### Task objective
Filter these entries, keeping only lines that hold the word "Write".

(Interface markup and scripts)
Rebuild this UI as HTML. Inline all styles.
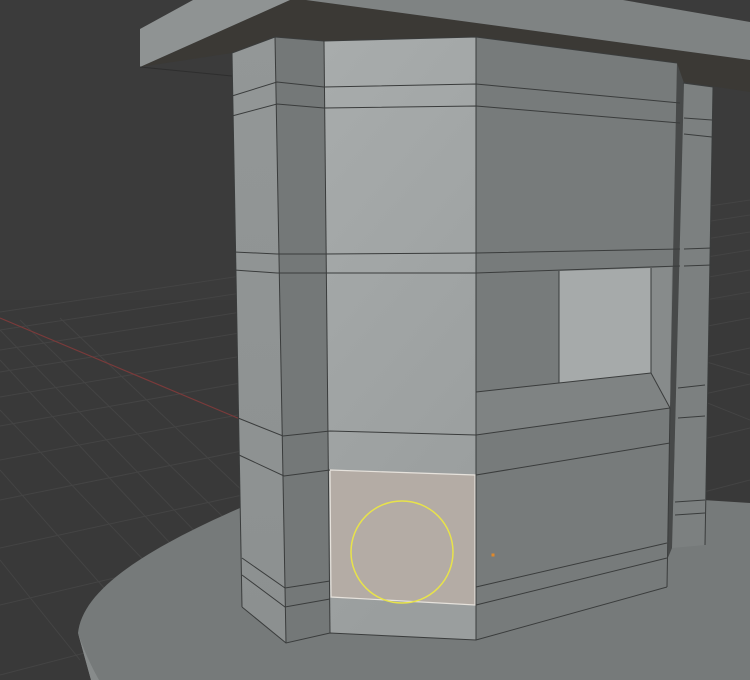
<!DOCTYPE html>
<html><head><meta charset="utf-8"><style>
html,body{margin:0;padding:0;background:#3b3b3b;width:750px;height:680px;overflow:hidden}
svg{display:block}
</style></head><body>
<svg width="750" height="680" viewBox="0 0 750 680" xmlns="http://www.w3.org/2000/svg">
<defs>
<linearGradient id="fr" x1="0" y1="0" x2="0.3" y2="1"><stop offset="0" stop-color="#a8acac"/><stop offset="1" stop-color="#9a9e9e"/></linearGradient>
<linearGradient id="lf" x1="0" y1="0" x2="0" y2="1"><stop offset="0" stop-color="#939797"/><stop offset="1" stop-color="#8c9090"/></linearGradient>
</defs>
<rect width="750" height="680" fill="#3b3b3b"/>
<rect x="0" y="300" width="750" height="380" fill="#393939"/>
<g stroke="#444444" stroke-width="1" fill="none">
<line x1="0" y1="312" x2="750" y2="200"/>
<line x1="0" y1="330" x2="750" y2="215"/>
<line x1="0" y1="350" x2="750" y2="232"/>
<line x1="0" y1="372" x2="750" y2="250"/>
<line x1="0" y1="397" x2="750" y2="270"/>
<line x1="0" y1="426" x2="750" y2="292"/>
<line x1="0" y1="460" x2="750" y2="318"/>
<line x1="0" y1="500" x2="750" y2="348"/>
<line x1="0" y1="548" x2="750" y2="384"/>
<line x1="0" y1="605" x2="750" y2="428"/>
<line x1="0" y1="675" x2="750" y2="480"/>
<line x1="0" y1="410" x2="220" y2="640"/>
<line x1="0" y1="360" x2="260" y2="640"/>
<line x1="0" y1="330" x2="300" y2="640"/>
<line x1="20" y1="320" x2="350" y2="640"/>
<line x1="60" y1="318" x2="400" y2="640"/>
<line x1="0" y1="470" x2="150" y2="640"/>
<line x1="0" y1="560" x2="80" y2="660"/>
<line x1="700" y1="400" x2="750" y2="420"/>
<line x1="700" y1="360" x2="750" y2="375"/>
</g>
<line x1="0" y1="318" x2="240" y2="419" stroke="#7a3a3a" stroke-width="1.2"/>
<!-- base disc -->
<path d="M78,633 C82,595 130,556 240,508 L703,500 L750,503 L750,680 L91,680 Z" fill="#767a7a"/>
<path d="M78,633 L91,680 L99,680 C88,660 82,645 78,633 Z" fill="#878b8b"/>
<!-- roof -->
<polygon points="140,67 290,0 306,0 750,60 750,92 684,82 232,53" fill="#3b3935"/>
<polygon points="140,29 193,0 290,0 140,67" fill="#8f9393"/>
<polygon points="306,0 623,0 750,22 750,60" fill="#7f8383"/>
<line x1="140" y1="67" x2="232" y2="76" stroke="#2e2e2e" stroke-width="1"/>
<!-- pillar right -->
<polygon points="683,83 713,87 705,545 672,548" fill="#7c8080"/>
<polygon points="677,63 684,83 672,548 667,560" fill="#474949"/>
<!-- tower faces -->
<polygon points="232,53 275,37 286,643 242,607" fill="url(#lf)"/>
<polygon points="275,37 324,41 330,633 286,643" fill="#747878"/>
<polygon points="324,41 476,37 476,640 330,633" fill="url(#fr)"/>
<polygon points="476,37 677,63 670,408 667,587 476,640" fill="#777b7b"/>
<!-- window -->
<polygon points="559,271 651,268 651,373 559,383" fill="#a6aaaa"/>
<polygon points="651,268 672,267 670,408 651,373" fill="#878b8b"/>
<polygon points="476,392 651,373 670,408 476,435" fill="#7f8383"/>
<!-- selected face -->
<polygon points="330,470 475,475 475,605 331,597" fill="#b4aca5" stroke="#e6e2dc" stroke-width="1.2"/>
<ellipse cx="402" cy="552" rx="51" ry="51" fill="none" stroke="#e8e34a" stroke-width="1.5"/>
<rect x="491.5" y="553.5" width="3" height="3" fill="#e0882a"/>
<!-- edges -->
<g stroke="#3a3c3c" stroke-width="1" fill="none">
<polyline points="232,53 275,37 324,41 476,37 677,63"/>
<line x1="232" y1="53" x2="242" y2="607"/>
<line x1="275" y1="37" x2="286" y2="643"/>
<line x1="324" y1="41" x2="330" y2="633"/>
<line x1="476" y1="37" x2="476" y2="640"/>
<polyline points="232,96 277,82 324,87 476,84 680,103"/>
<polyline points="232,116 277,104 324,108 476,106 680,123"/>
<polyline points="684,118 712,120"/>
<polyline points="684,134 712,137"/>
<polyline points="234,252 277,254 324,254 476,253 680,249"/>
<polyline points="234,270 277,273 324,273 476,273 680,266"/>
<polyline points="684,249 712,248"/>
<polyline points="684,266 712,265"/>
<polyline points="476,392 651,373"/>
<polyline points="476,435 670,408"/>
<polyline points="651,268 651,373 670,408"/>
<polyline points="559,271 559,383"/>
<polyline points="238,418 283,436 330,431 476,435"/>
<polyline points="239,455 284,476 330,470"/>
<polyline points="476,475 670,443"/>
<polyline points="242,558 285,588 330,581"/>
<polyline points="242,575 285,607 330,599"/>
<polyline points="476,587 667,543"/>
<polyline points="476,605 667,558"/>
<polyline points="242,607 286,643 330,633 476,640 667,587"/>
<line x1="670" y1="408" x2="667" y2="587"/>
<polyline points="678,388 705,385"/>
<polyline points="678,418 705,416"/>
<polyline points="675,502 705,500"/>
<polyline points="675,515 705,513"/>
<line x1="713" y1="87" x2="705" y2="545"/>
<polyline points="683,83 713,87"/>
</g>
</svg>
</body></html>
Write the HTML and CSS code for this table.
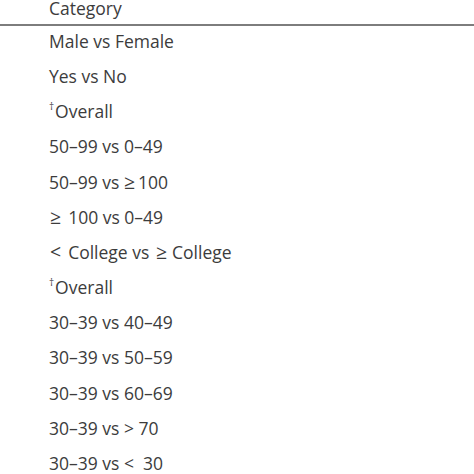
FILE: index.html
```html
<!DOCTYPE html>
<html lang="en">
<head>
<meta charset="utf-8">
<title>Category</title>
<link rel="stylesheet" href="styles.css">
</head>
<body>
<div class="table">
  <div class="head"><span class="cell">Category</span></div>
  <div class="rows">
    <div class="row"><span class="cell">Male vs Female</span></div>
    <div class="row"><span class="cell">Yes vs No</span></div>
    <div class="row"><span class="cell"><sup class="dag">†</sup>Overall</span></div>
    <div class="row"><span class="cell">50–99 vs 0–49</span></div>
    <div class="row"><span class="cell">50–99 vs <span class="op">≥</span>100</span></div>
    <div class="row"><span class="cell"><span class="op lead">≥</span>100 vs 0–49</span></div>
    <div class="row"><span class="cell"><span class="op lead">&lt;</span>College vs <span class="op mid">≥</span>College</span></div>
    <div class="row"><span class="cell"><sup class="dag">†</sup>Overall</span></div>
    <div class="row"><span class="cell">30–39 vs 40–49</span></div>
    <div class="row"><span class="cell">30–39 vs 50–59</span></div>
    <div class="row"><span class="cell">30–39 vs 60–69</span></div>
    <div class="row"><span class="cell">30–39 vs &gt; 70</span></div>
    <div class="row"><span class="cell">30–39 vs &lt;&nbsp; 30</span></div>
  </div>
</div>
</body>
</html>
```
FILE: styles.css
```css
html, body {
  margin: 0;
  padding: 0;
  background: #fff;
}
body {
  font-family: "Open Sans", "Noto Sans", sans-serif;
  font-size: 17.5px;
  color: #3c3c3c;
  overflow: hidden;
}
.table {
  display: flex;
  flex-direction: column;
  width: 474px;
}
.head {
  line-height: 17px;
  height: 17px;
  padding: 0 0 7px 49px;
  border-bottom: 2px solid #7d7d7d;
}
.rows {
  display: flex;
  flex-direction: column;
  margin-top: -1px;
}
.row {
  line-height: 32px;
  height: 32.17px;
  padding: 0 0 3px 49px;
  white-space: nowrap;
}
.op {
  display: inline-block;
  font-size: 19.5px;
  line-height: 1;
  margin-right: 3px;
}
.op.lead {
  margin-left: 1px;
  margin-right: 7px;
}
.op.mid {
  margin-left: 2px;
  margin-right: 5px;
}
.dag {
  font-size: 10px;
  line-height: 0;
  vertical-align: 8px;
  margin-right: 1px;
}
```
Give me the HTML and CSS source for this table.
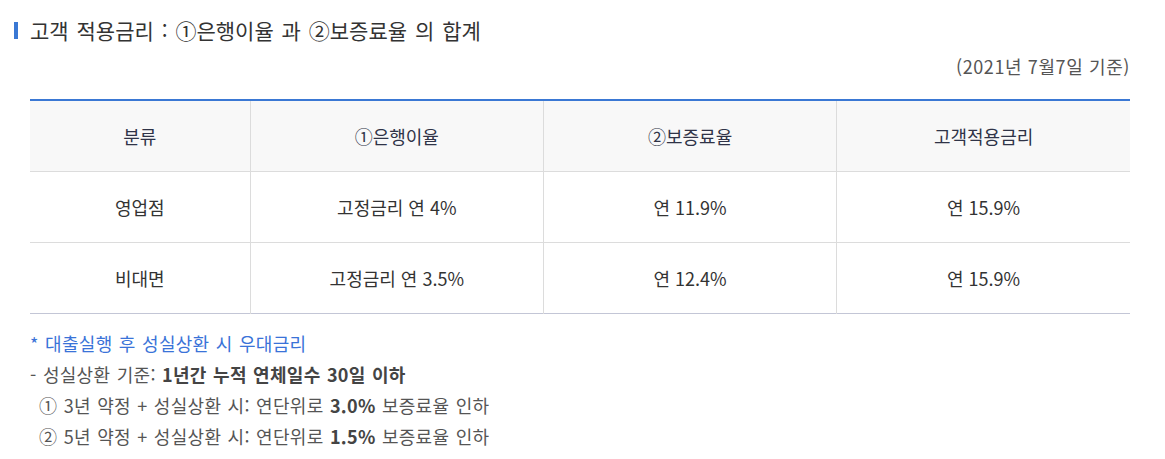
FILE: index.html
```html
<!DOCTYPE html>
<html lang="ko">

<head>
    <meta charset="UTF-8">
    <title>고객 적용금리</title>
    <link rel="stylesheet" href="styles.css">
</head>

<body>
    <div class="rate-box">
        <h3 class="rate-title">고객 적용금리 : ①은행이율 과 ②보증료율 의 합계</h3>
        <p class="rate-date">(2021년 7월7일 기준)</p>

        <table class="rate-table">
            <colgroup>
                <col class="col-type">
                <col class="col-rate">
                <col class="col-rate">
                <col class="col-rate">
            </colgroup>
            <thead>
                <tr>
                    <th>분류</th>
                    <th>①은행이율</th>
                    <th>②보증료율</th>
                    <th>고객적용금리</th>
                </tr>
            </thead>
            <tbody>
                <tr>
                    <td>영업점</td>
                    <td>고정금리 연 4%</td>
                    <td>연 11.9%</td>
                    <td>연 15.9%</td>
                </tr>
                <tr>
                    <td>비대면</td>
                    <td>고정금리 연 3.5%</td>
                    <td>연 12.4%</td>
                    <td>연 15.9%</td>
                </tr>
            </tbody>
        </table>

        <!-- 우대금리 안내 -->
        <ul class="rate-notes">
            <li class="note-blue">* 대출실행 후 성실상환 시 우대금리</li>
            <li>- 성실상환 기준: <b>1년간 누적 연체일수 30일 이하</b></li>
            <li class="note-sub">① 3년 약정 + 성실상환 시: 연단위로 <b>3.0%</b> 보증료율 인하</li>
            <li class="note-sub">② 5년 약정 + 성실상환 시: 연단위로 <b>1.5%</b> 보증료율 인하</li>
        </ul>
    </div>
</body>

</html>
```

FILE: styles.css
```css
body {
    margin: 0;
    background-color: #fff;
    font-family: "Noto Sans CJK KR", "Noto Sans", sans-serif;
    color: #333;
}

.rate-box {
    padding: 16px 35px 0 30px;
}

.rate-title {
    position: relative;
    margin: 0;
    font-size: 21px;
    font-weight: 400;
    line-height: 28px;
    word-spacing: 2px;
    color: #333;
}

.rate-title::before {
    content: "";
    position: absolute;
    left: -16px;
    top: 6px;
    width: 4px;
    height: 17px;
    background-color: #3a78d4;
}

.rate-date {
    margin: 9px 0 0;
    text-align: right;
    font-size: 18px;
    line-height: 26px;
    letter-spacing: 0.6px;
    color: #555;
}

.rate-table {
    width: 1100px;
    margin-top: 20px;
    table-layout: fixed;
    border-collapse: collapse;
    border-top: 2px solid #3a78d4;
    border-bottom: 1px solid #c3c6d6;
    font-size: 18px;
}

.rate-table .col-type {
    width: 220px;
}

.rate-table .col-rate {
    width: 293px;
}

.rate-table th,
.rate-table td {
    height: 70px;
    padding: 0;
    text-align: center;
    border-left: 1px solid #dcdcdc;
    color: #333;
}

.rate-table th:first-child,
.rate-table td:first-child {
    border-left: none;
}

.rate-table th {
    font-weight: 400;
    background-color: #f8f8f8;
    color: #2f3347;
}

.rate-table tbody tr {
    border-top: 1px solid #dcdcdc;
}

.rate-notes {
    list-style: none;
    margin: 14px 0 0;
    padding: 0;
    font-size: 18px;
    line-height: 31px;
    letter-spacing: 0.3px;
    word-spacing: 1px;
    color: #555;
}

.rate-notes b {
    color: #444;
}

.note-blue {
    color: #3a73d8;
}

.note-sub {
    padding-left: 9px;
}
```
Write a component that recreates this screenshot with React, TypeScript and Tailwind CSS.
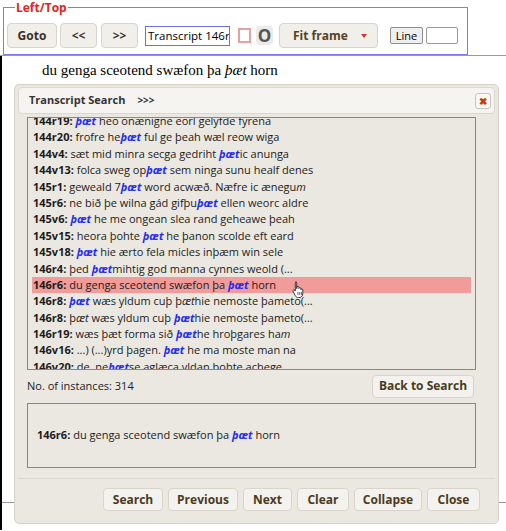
import type { ReactNode } from "react";

type Row = { id: string; text: ReactNode; active?: boolean };

// blue highlighted search hit
function Hit() {
  return <span className="font-bold italic text-[#1f2bf5]">þæt</span>;
}

const rows: Row[] = [
  { id: "144r19", text: <><Hit /> heo onænigne eorl gelyfde fyrena</> },
  { id: "144r20", text: <>frofre he<Hit /> ful ge þeah wæl reow wiga</> },
  { id: "144v4", text: <>sæt mid minra secga gedriht <Hit />ic anunga</> },
  { id: "144v13", text: <>folca sweg op<Hit /> sem ninga sunu healf denes</> },
  { id: "145r1", text: <>geweald 7<Hit /> word acwæð. Næfre ic ænegu<i>m</i></> },
  { id: "145r6", text: <>ne bið þe wilna gád gifþu<Hit /> ellen weorc aldre</> },
  { id: "145v6", text: <><Hit /> he me ongean slea rand geheawe þeah</> },
  { id: "145v15", text: <>heora þohte <Hit /> he þanon scolde eft eard</> },
  { id: "145v18", text: <><Hit /> hie ærto fela micles inþæm win sele</> },
  { id: "146r4", text: <>þed <Hit />mihtig god manna cynnes weold (...</> },
  { id: "146r6", text: <>du genga sceotend swæfon þa <Hit /> horn</>, active: true },
  { id: "146r8", text: <><Hit /> wæs yldum cuþ þ<i>æt</i>hie nemoste þameto(...</> },
  { id: "146r8", text: <>þ<i>æt</i> wæs yldum cuþ <Hit />hie nemoste þameto(...</> },
  { id: "146r19", text: <>wæs þæt forma sið <Hit />he hroþgares ha<i>m</i></> },
  { id: "146v16", text: <>...) (...)yrd þagen. <Hit /> he ma moste man na</> },
  { id: "146v20", text: <>de. ne<Hit />se aglæca yldan þohte achege</> },
];

function TopButton({ children, className = "" }: { children: ReactNode; className?: string }) {
  return (
    <button
      className={`h-[25px] rounded-[4px] border border-[#d8d4cb] bg-[#f1efea] text-[12px] font-bold text-[#3b3020] ${className}`}
    >
      {children}
    </button>
  );
}

function DlgButton({ children, w }: { children: ReactNode; w: string }) {
  return (
    <button
      className={`h-[23px] ${w} rounded-[4px] border border-[#d9d5ca] bg-[#f4f2ee] text-[12px] font-bold text-[#4a3b22]`}
    >
      {children}
    </button>
  );
}

function HandCursor() {
  return (
    <svg width="12" height="17" viewBox="0 0 12 17" className="absolute left-[292px] top-[281px]">
      <path
        d="M3.5 1.2c.7 0 1.2.5 1.2 1.2v5.2l.2-.1V6.3c0-.6.5-1 1-1s1 .4 1 1v1.2c.1-.5.5-.9 1-.9s1 .4 1 1v1c.1-.4.5-.7.9-.7.6 0 1 .4 1 1v3.6c0 2.3-1.5 4.1-3.8 4.1H6.3c-1.3 0-2.3-.7-3-1.8L1.2 10.6c-.4-.6-.2-1.3.3-1.6.5-.3 1.1-.1 1.4.4l.4.6V2.4c0-.7.5-1.2 1.2-1.2z"
        fill="#fff"
        stroke="#222"
        strokeWidth="0.9"
      />
      <path d="M5.9 11v3M7.8 11v3M9.6 11v3" stroke="#222" strokeWidth="0.7" />
    </svg>
  );
}

export default function App() {
  return (
    <div className="relative h-[531px] w-[506px] overflow-hidden bg-white font-['Open_Sans',sans-serif]">
      <div className="pl-[3px]">
        <fieldset className="w-[465px] border border-[#7c7cf2] pl-[3px] pb-[6px] pt-[8px]">
          <legend className="ml-[8px] px-[1px] text-[12px] font-bold leading-[15px] text-[#e0261f]">
            Left/Top
          </legend>
          <div className="flex items-center">
            <TopButton className="w-[50px]">Goto</TopButton>
            <TopButton className="ml-[3px] w-[37px]">&lt;&lt;</TopButton>
            <TopButton className="ml-[4px] w-[37px]">&gt;&gt;</TopButton>
            <div className="ml-[7px] flex h-[20px] w-[85px] items-center overflow-hidden whitespace-nowrap border border-[#6f6fee] pl-[2px] text-[11.5px] text-black">
              Transcript 146r
            </div>
            <div className="ml-[8px] h-[15px] w-[13px] border-2 border-[#e6a1a1] bg-white" />
            <div className="ml-[5px] flex h-[19px] w-[17px] items-center justify-center rounded-[4px] bg-[#ebebeb] text-[17px] font-bold leading-none text-[#555]">
              O
            </div>
            <TopButton className="ml-[6px] flex w-[99px] items-center pl-[13px] pr-[10px]">
              <span className="text-[#5a4220]">Fit frame</span>
              <span className="ml-auto h-0 w-0 border-x-[3px] border-t-[4px] border-x-transparent border-t-[#d23a2a]" />
            </TopButton>
            <button className="ml-[12px] h-[17px] w-[33px] rounded-[2px] border border-[#8d8d8d] bg-[#efefef] text-[11px] leading-none text-black">
              Line
            </button>
            <div className="ml-[3px] h-[17px] w-[32px] rounded-[2px] border border-[#999]" />
          </div>
        </fieldset>
      </div>
      <div className="h-[1px] bg-[#9b9b9b]" />
      <div className="h-[474px] border-l-2 border-black">
        <p className="pl-[40px] pt-[4px] font-['Liberation_Serif',serif] text-[15px] leading-[20px] text-black">
          du genga sceotend swæfon þa <i>þæt</i> horn
        </p>
        <div className="mt-[422px] h-px bg-[#9a9a9a]" />
      </div>

      {/* search dialog */}
      <div className="absolute left-[14px] top-[84px] h-[440px] w-[485px] rounded-[5px] border border-[#d6d2c7] bg-[#ebe8e1] px-[3px] pt-[2px]">
        <div className="flex h-[27px] items-center rounded-[4px] border border-[#dcd8cf] bg-[#f5f4f1] pl-[10px] pr-[3px] text-[11px] font-bold text-[#333]">
          <span>Transcript Search</span>
          <span className="ml-[12px] text-[10px]">&gt;&gt;&gt;</span>
          <span className="ml-auto flex h-[16px] w-[16px] items-center justify-center rounded-[3px] border border-[#c9c5bb] bg-[#f8f7f4] text-[10px] leading-none text-[#c0391b]">
            ✖
          </span>
        </div>

        <div className="ml-[9px] mt-[3px] h-[253px] w-[449px] overflow-hidden border border-[#7a7af0]">
          <div className="-mt-[5px] px-[4px] text-[11px] leading-[16.4px] text-[#1b1b1b]">
            {rows.map((r, i) => (
              <div
                key={i}
                className={`h-[16.4px] whitespace-nowrap pl-[1px] ${r.active ? "bg-[#f19c9a]" : ""}`}
              >
                <span className="font-bold">{r.id}:</span> {r.text}
              </div>
            ))}
          </div>
        </div>

        <div className="ml-[9px] mt-[5px] flex h-[22px] w-[447px] items-center justify-between">
          <span className="text-[11px] text-[#222]">No. of instances: 314</span>
          <DlgButton w="w-[102px]">Back to Search</DlgButton>
        </div>

        <div className="ml-[9px] mt-[6px] flex h-[65px] w-[449px] items-center border border-[#7a7af0] pl-[9px] text-[11px] text-[#1b1b1b]">
          <span className="font-bold">146r6:</span>&nbsp;du genga sceotend swæfon þa&nbsp;<Hit />&nbsp;horn
        </div>

        <div className="mt-[10px] h-px bg-[#dcd8cf]" />

        <div className="mt-[9px] flex justify-end gap-[5px] pr-[15px]">
          <DlgButton w="w-[60px]">Search</DlgButton>
          <DlgButton w="w-[70px]">Previous</DlgButton>
          <DlgButton w="w-[49px]">Next</DlgButton>
          <DlgButton w="w-[52px]">Clear</DlgButton>
          <DlgButton w="w-[68px]">Collapse</DlgButton>
          <DlgButton w="w-[53px]">Close</DlgButton>
        </div>
      </div>

      <HandCursor />
    </div>
  );
}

### Solution to the problem
Write the HTML and CSS code for this table.
Write a component that recreates this screenshot with React, TypeScript and Tailwind CSS.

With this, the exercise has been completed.